Reader Question on Workers Comp Investing
When we receive any article/newsletter reader questions, I usually attempt to include the article in an upcoming weekly newsletter. A short emailed question on Workers Comp investments caught my eye.
Can you recommend any Workers Comp Investments?
This question came in last week. I had thought this was a question that was not really applicable -direct investment in Workers Comp. With my background as a ChFC, I could not ignore the question. Let us look at two ways; one obvious and one not so apparent.

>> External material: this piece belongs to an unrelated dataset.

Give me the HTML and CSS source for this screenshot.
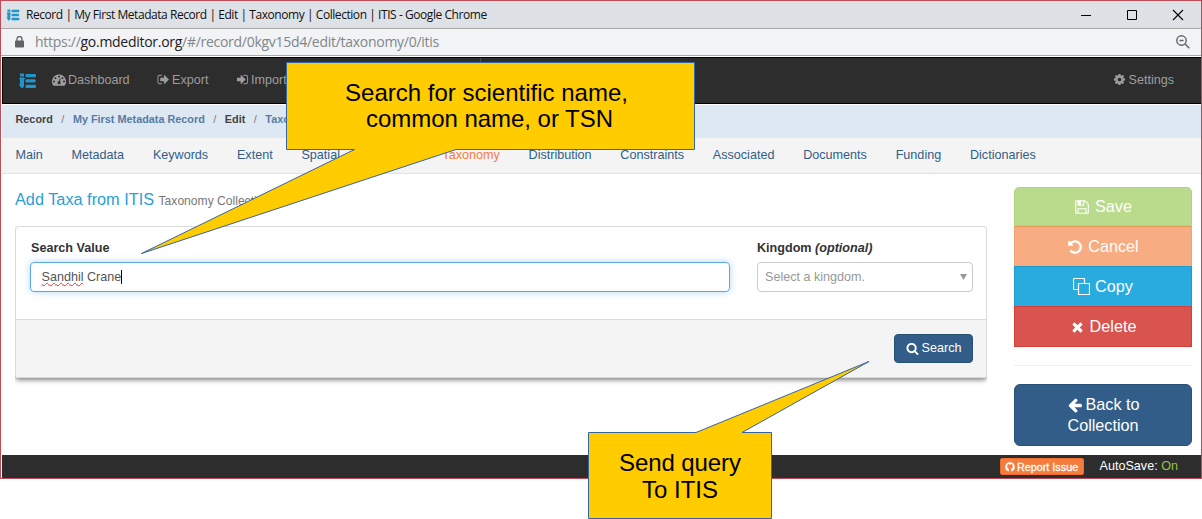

Direct Investing – Not So Easy
In 2018, there were many private equity companies that were looking to invest in workers comp ancillary companies. I cannot mention their names due to NDAs. Private equity groups are usually closed-ended – meaning that one cannot directly invest in those companies.
According to Investopedia
Based on the predicted strength of the financial services industry due to an expected increase in interest rates, the insurance sector is poised for growth in the coming years. Mutual fund investments targeting financial services and insurance companies are the simplest way to take advantage of a potential rise in the industry. The most popular mutual funds focused on insurance sector companies include the Fidelity Select Insurance Portfolio, the T. Rowe Price Financial Services Fund, and the John Hancock Financial Industries Fund.
This good article from July 2022 reflected an upcoming rise in interest rates over the long haul which benefits carriers greatly.
The most active investment areas were not carriers Ancillary service companies had the most investment activity over the last two decades. Ancillary investment companies include Medicare Set Asides, Physical Therapy (PT), PBM’s, etc.
Business Owner – Workers Comp Investing = Policy + Safety Program
Workers Comp investing from a different angle comes from an old article I wrote in 2011 on workers comp policy as a zero-sum investment. A Workers Comp policy may not seem like a good Workers Comp investment until an uninsured employer has an accident. J&L receives a call at least quarterly from an employer that decided to “go bare” with insurance and now has a claim.
The cost of paying a claim out-of-pocket including fines can be daunting. I have sat through three mediations where the client-employer had to pony up large amounts of money. One area that stings comes from not having a fee schedule for the medical bills = ouch!
The most obvious great Workers Comp investment that pays the highest return (of sorts) is a great safety program, or in many cases – any type of safety program. Workplace safety seems to go through many cycles of concern/little concern.
With incredibly high interest rates, safety may be on the back burner presently. A safety program may not look like workers comp investing until the accident happens and the claim is filed.